Use soft proofing to preview how colors will actually look after conversion. Adjust original CMYK values before converting rather than fixing RGB output afterward.
Perceptual rendering intent preserves relationships between colors; relative colorimetric maintains accuracy for in-gamut colors and clips out-of-gamut ones.
Common Issues and Solutions
Why CMYK Colors Look Different in RGB
Different color models, different physics, different results.
Ink absorption behaves nothing like light emission. The same numerical conversion formula produces different perceptual colors because human eyes respond differently to reflected versus emitted light.
This isn't a bug. It's how color works.
Fixing Dull Colors After CMYK to RGB Conversion
Boost saturation in your design software after converting.
CMYK-to-RGB translations often produce muted colors because print's gamut limits don't translate well to screen brightness capabilities.
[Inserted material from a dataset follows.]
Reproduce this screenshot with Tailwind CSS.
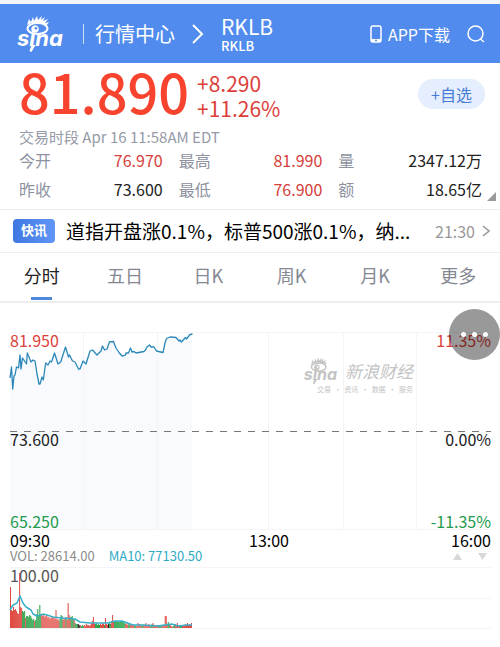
<!DOCTYPE html>
<html lang="zh-CN">
<head>
    <meta charset="UTF-8">
    <meta name="viewport" content="width=device-width, initial-scale=1.0">
    <title>RKLB 行情中心</title>
    <script src="https://cdn.jsdelivr.net/npm/@tailwindcss/browser@4"></script>
</head>
<body class="bg-white text-[#222] font-['Noto_Sans_CJK_SC',sans-serif]">
    <!-- Top bar -->
    <header class="flex items-center h-[63px] border-t-4 border-[#f3f5f6] bg-[#508bed] text-white pl-4 pr-[15px]">
        <a href="#" aria-label="sina" class="shrink-0">
            <svg class="w-[52px] h-[38px]" viewBox="0 0 52 38" fill="currentColor">
                <g id="sinaLogo">
                    <ellipse cx="21.500" cy="13.500" rx="10" ry="5.500" fill="none" stroke="currentColor" stroke-width="2"/>
                    <path fill-rule="evenodd" d="M19 10.200a3.800 3.800 0 1 0 .1 0zM20 12a1.400 1.400 0 1 1-.1 0z"/>
                    <path d="M11 10L13 4l2 3L17 2l1 4L21 1l1 4L26 1l-1 4L29 2l-2 4L32 4l-3 4 4-1-3 4C26 7 17 6 11 10z"/>
                    <path d="M15.500 30h4l-4 7-2-1z"/>
                    <text x="1" y="31" font-family="Inter, sans-serif" font-size="22" font-weight="700" font-style="italic">sina</text>
                </g>
            </svg>
        </a>
        <span class="w-px h-5 ml-[15px] bg-white/70"></span>
        <a href="#" class="ml-[11px] text-xl whitespace-nowrap">行情中心</a>
        <svg class="w-3 h-5 ml-[17px] shrink-0" viewBox="0 0 12 20" fill="none" stroke="currentColor" stroke-width="2"><path d="M1 1l9 9-9 9"/></svg>
        <div class="ml-[17px]">
            <h1 class="text-[21px] leading-6">RKLB</h1>
            <p class="text-[13px] leading-4 font-medium">RKLB</p>
        </div>
        <a href="#" class="flex items-center ml-auto text-base whitespace-nowrap">
            <svg class="w-3 h-[18px] mr-[6px]" viewBox="0 0 12 18"><rect x="1" y="1" width="10" height="16" rx="2" fill="none" stroke="currentColor" stroke-width="1.500"/><path fill="currentColor" d="M1 14h10v3H1z"/><circle cx="6" cy="15.500" r="1" fill="#508bed"/></svg>
            APP下载
        </a>
        <button aria-label="搜索" class="ml-[17px]">
            <svg class="w-[18px] h-[18px]" viewBox="0 0 18 18" fill="none" stroke="currentColor" stroke-width="1.500"><circle cx="8.500" cy="8.500" r="7.500"/><path d="M13.500 14l3.500 3"/></svg>
        </button>
    </header>

    <main>
        <!-- Quote -->
        <section class="relative pl-[19px] pr-[18px] pb-[5px] border-b border-[#eee]">
            <div class="flex items-start">
                <strong class="text-[54px] leading-14 font-medium text-[#f8432f]">81.890</strong>
                <div class="pt-2 ml-2 text-[21px] leading-[25px] text-[#dc403a]">
                    <p>+8.290</p>
                    <p>+11.26%</p>
                </div>
                <button class="ml-auto -mr-[3px] mt-4 h-[30px] px-[13px] rounded-full bg-[#e5eefc] text-base leading-7 text-[#477cd6]">+自选</button>
            </div>
            <p class="mt-[7px] text-[15px] leading-[18px] text-[#969aa8]">交易时段 Apr 16 11:58AM EDT</p>
            <dl class="grid grid-cols-3 gap-x-4 text-base leading-[29px] whitespace-nowrap">
                <div class="flex justify-between"><dt class="text-[#8e929f]">今开</dt><dd class="text-[#d5413d]">76.970</dd></div>
                <div class="flex justify-between"><dt class="text-[#8e929f]">最高</dt><dd class="text-[#d5413d]">81.990</dd></div>
                <div class="flex justify-between"><dt class="text-[#8e929f]">量</dt><dd>2347.12万</dd></div>
                <div class="flex justify-between"><dt class="text-[#8e929f]">昨收</dt><dd>73.600</dd></div>
                <div class="flex justify-between"><dt class="text-[#8e929f]">最低</dt><dd class="text-[#d5413d]">76.900</dd></div>
                <div class="flex justify-between"><dt class="text-[#8e929f]">额</dt><dd>18.65亿</dd></div>
            </dl>
            <svg class="absolute right-1 bottom-2 w-[9px] h-[9px]" viewBox="0 0 9 9"><path d="M9 0v9H0z" fill="#999"/></svg>
        </section>

        <!-- News flash -->
        <a href="#" class="flex items-center h-[43px] pl-[13px] pr-[10px] border-b border-[#eee] whitespace-nowrap">
            <span class="shrink-0 h-6 px-2 rounded bg-linear-to-r from-[#3f77e2] to-[#6096f6] text-[13px] leading-[22px] font-bold text-white">快讯</span>
            <span class="ml-[11px] text-[19px] leading-7 text-black">道指开盘涨0.1%，标普500涨0.1%，纳...</span>
            <time class="ml-auto text-base text-[#999]">21:30</time>
            <svg class="w-2 h-3 ml-[7px] shrink-0" viewBox="0 0 8 12" fill="none" stroke="#999" stroke-width="1.500"><path d="M1 1l6 5-6 5"/></svg>
        </a>

        <!-- Period tabs -->
        <nav class="grid grid-cols-6 h-[50px] border-b-2 border-[#eee] text-lg leading-[44px] text-[#858893]">
            <button class="flex flex-col items-center text-[#222]">分时<span class="w-[21px] h-[3px] bg-[#4f88dc]"></span></button>
            <button class="self-start">五日</button>
            <button class="self-start">日K</button>
            <button class="self-start">周K</button>
            <button class="self-start">月K</button>
            <button class="self-start">更多</button>
        </nav>

        <!-- Charts -->
        <section class="relative pt-[30px] pl-[10px] pr-[9px]">
            <div class="relative text-base leading-5">
                <svg class="block w-full h-[196px] overflow-visible" viewBox="10 333 481 196" preserveAspectRatio="none" fill="none">
                    <path fill="#f8fafe" d="M10 378L20 356 33 360 40 384 55 353 66 348 79 369 92 350 113 342 122 356 149 345 163 352 167 338 192 334V529H10z"/>
                    <path stroke="#f4f4f6" d="M10 332.500H491M10 529.500H491M83.500 333V529M157.500 333V529M268.500 333V529M343.500 333V529M416.500 333V529"/>
                    <path stroke="#777" stroke-dasharray="7 7" d="M10 431.500H491"/>
                    <path stroke="#2b88b8" stroke-width="1.300" stroke-linejoin="round" d="M10 378L11.500 367 12.700 389 14 376 15 375 16.500 367 18.500 368 20 355 21 369 22.500 358 26.500 364 27.300 353 31 362 33 360 35 361 37 374 39 384 40 384 42 377 43.300 380 45.700 363 48 365 50 361 51.500 362 54.500 353 58 364 60.700 362 65.500 347 68.500 357 69.500 355 72.500 361 75 362 78.500 369 80 369 83 361 86 364 90 351 92.500 350 97 355 101 351 102.500 346 104.500 350 107 349 109.500 342 113.500 341.500 116 348 118 351 119 352.500 122 356 125.500 355 126 353 128.500 353 130.500 348 132 352 134 351.500 136 353 144 351.500 145.500 350 147 347 149.500 345 151 347 154 347 156.500 351 163 352.500 165 343 166.500 338.500 170 337 176 337.500 179 341 180 340 181.500 342 185.500 337.500 186.500 339 190 334.500 192.500 334"/>
                </svg>
                <!-- Watermark -->
                <div class="absolute top-6 right-[78px] w-[110px] italic text-[#c4c4c4] whitespace-nowrap" aria-hidden="true">
                    <div class="flex items-center justify-between">
                        <svg class="w-[38px] h-[28px]" viewBox="0 0 52 38" fill="currentColor"><use href="#sinaLogo"/></svg>
                        <span class="text-[17px] leading-7">新浪财经</span>
                    </div>
                    <p class="flex justify-between pl-[14px] text-[7px] leading-2 not-italic"><span>交易</span><span>·</span><span>资讯</span><span>·</span><span>数据</span><span>·</span><span>服务</span></p>
                </div>
                <div class="absolute inset-x-0 -top-[3px] flex justify-between text-[#dc403a]"><span>81.950</span><span>11.35%</span></div>
                <div class="absolute inset-x-0 top-24 flex justify-between text-[#222]"><span>73.600</span><span>0.00%</span></div>
                <div class="absolute inset-x-0 bottom-0 -mb-[2px] flex justify-between text-[#229a4c]"><span>65.250</span><span>-11.35%</span></div>
            </div>
            <div class="grid grid-cols-[7fr_6fr] pt-px text-base leading-5 text-black">
                <span>09:30</span>
                <div class="flex justify-between"><span class="-translate-x-1/2">13:00</span><span>16:00</span></div>
            </div>
            <div class="flex items-center gap-[14px] text-[13px] leading-3">
                <span class="text-[#8c8c8c]">VOL: 28614.00</span>
                <span class="text-[#2faac4]">MA10: 77130.50</span>
                <div class="flex gap-4 ml-auto mr-1">
                    <button aria-label="上移"><svg class="w-[9px] h-[7px]" viewBox="0 0 9 7" fill="#d8d8d8"><path d="M0 7L4.500 0 9 7z"/></svg></button>
                    <button aria-label="下移"><svg class="w-[9px] h-[7px]" viewBox="0 0 9 7" fill="#d8d8d8"><path d="M0 0h9L4.500 7z"/></svg></button>
                </div>
            </div>
            <div class="relative mt-[5px]">
                <svg class="block w-full h-[62px] overflow-visible" viewBox="10 567 481 62" preserveAspectRatio="none" fill="none">
                    <path stroke="#f4f4f6" d="M10 567.500H491M10 598.500H491M10 628.500H491"/>
                    <g id="volumeBars"></g>
                    <path stroke="#38aec8" stroke-width="1.500" stroke-linejoin="round" d="M10 610L13 605 17 603 20 596 23 603 26 607 31 610 33 614 37 616 41 615 43 614 47 615 53 617 62 618 75 619 80 622 90 623 97 623 103 623 108 623 115 621 122 621 133 625 143 625 157 626 165 625 172 624 178 626 187 625 192 625"/>
                </svg>
                <span class="absolute left-0 -top-[2px] text-base leading-5 text-[#555]">100.00</span>
            </div>
            <button aria-label="更多操作" class="absolute right-0 top-[6px] w-[51px] h-[51px] rounded-full bg-black/40 flex items-center justify-center gap-[6px]">
                <span class="w-[5px] h-[5px] rounded-full bg-white"></span>
                <span class="w-[5px] h-[5px] rounded-full bg-white"></span>
                <span class="w-[5px] h-[5px] rounded-full bg-white"></span>
            </button>
        </section>
    </main>

    <script>
        // one bar per pixel column: r = up, g = down, k = flat
        const volume = [
            ['r', 41, 18, 17, 21, 18, 19, 17, 15, 14, 55, 21, 20], ['g', 17, 16, 17], ['r', 10], ['g', 12, 12, 11, 13, 12, 10, 8, 9],
            ['r', 7], ['g', 8, 14, 19, 12, 23, 14], ['r', 14, 12, 13, 11, 12, 13, 10, 11, 9, 10, 11, 11, 10, 9, 18, 8, 9, 7],
            ['g', 9, 13, 12], ['r', 8, 10, 9], ['g', 11], ['r', 8, 25, 13, 11], ['g', 11, 12, 9], ['r', 8], ['g', 5, 4, 4], ['k', 4, 3],
            ['r', 3], ['g', 2, 3, 2], ['r', 3, 2, 4, 3, 3, 2, 3, 5, 7, 11, 5], ['g', 4, 5, 3, 4, 3], ['r', 4, 3, 5, 4], ['g', 3], ['r', 10, 4, 3],
            ['k', 4], ['g', 5, 4], ['r', 7, 13, 6], ['g', 6, 7, 7, 6, 7, 6, 7, 7, 7, 6, 5], ['r', 4, 5, 3], ['g', 4, 3], ['r', 3, 4, 3, 3], ['g', 3, 2],
            ['r', 2, 5, 3, 4, 3], ['g', 2, 3], ['r', 3, 2, 5, 3, 2, 4, 3], ['g', 3, 4], ['r', 5, 3, 2, 3, 2, 3], ['g', 2, 3, 2], ['r', 2, 2, 3, 12, 12, 4],
            ['g', 6, 4], ['r', 3, 2, 1], ['g', 2, 3], ['r', 4, 3, 5, 2, 3], ['g', 2, 3], ['r', 2, 3, 2, 4, 3, 5, 3, 4, 3, 5]
        ];
        const colors = { r: '#df4a42', g: '#27a046', k: '#111' };
        const count = volume.reduce((sum, run) => sum + run.length - 1, 0);
        const step = 182 / count;
        const bars = document.getElementById('volumeBars');
        let x = 10;

        volume.forEach(([kind, ...heights]) => {
            heights.forEach(h => {
                const rect = document.createElementNS('http://www.w3.org/2000/svg', 'rect');
                rect.setAttribute('x', x);
                rect.setAttribute('y', 628 - h);
                rect.setAttribute('width', step);
                rect.setAttribute('height', h);
                rect.setAttribute('fill', colors[kind]);
                bars.appendChild(rect);
                x += step;
            });
        });
    </script>
</body>
</html>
Adjust individual channels rather than applying blanket saturation increases.
Sometimes you need to manually eyeball-match instead of relying on mathematical conversion alone.
Out-of-Gamut Colors in Conversion
Some CMYK colors simply don't exist in RGB, and vice versa.
Your color conversion tool should flag these with warnings. Decide whether to clip to the nearest RGB value or manually substitute a similar color that works in both spaces.
Brand colors frequently require custom adjustment rather than automatic conversion.
Maintaining Brand Colors Across Color Models
Document your brand colors in multiple formats from the start.
Pantone Matching System provides cross-referenced values, but even those need visual verification. Create a brand color guide showing CMYK, RGB, hex, and Pantone values side by side.
Test on actual devices and printed samples, not just software previews.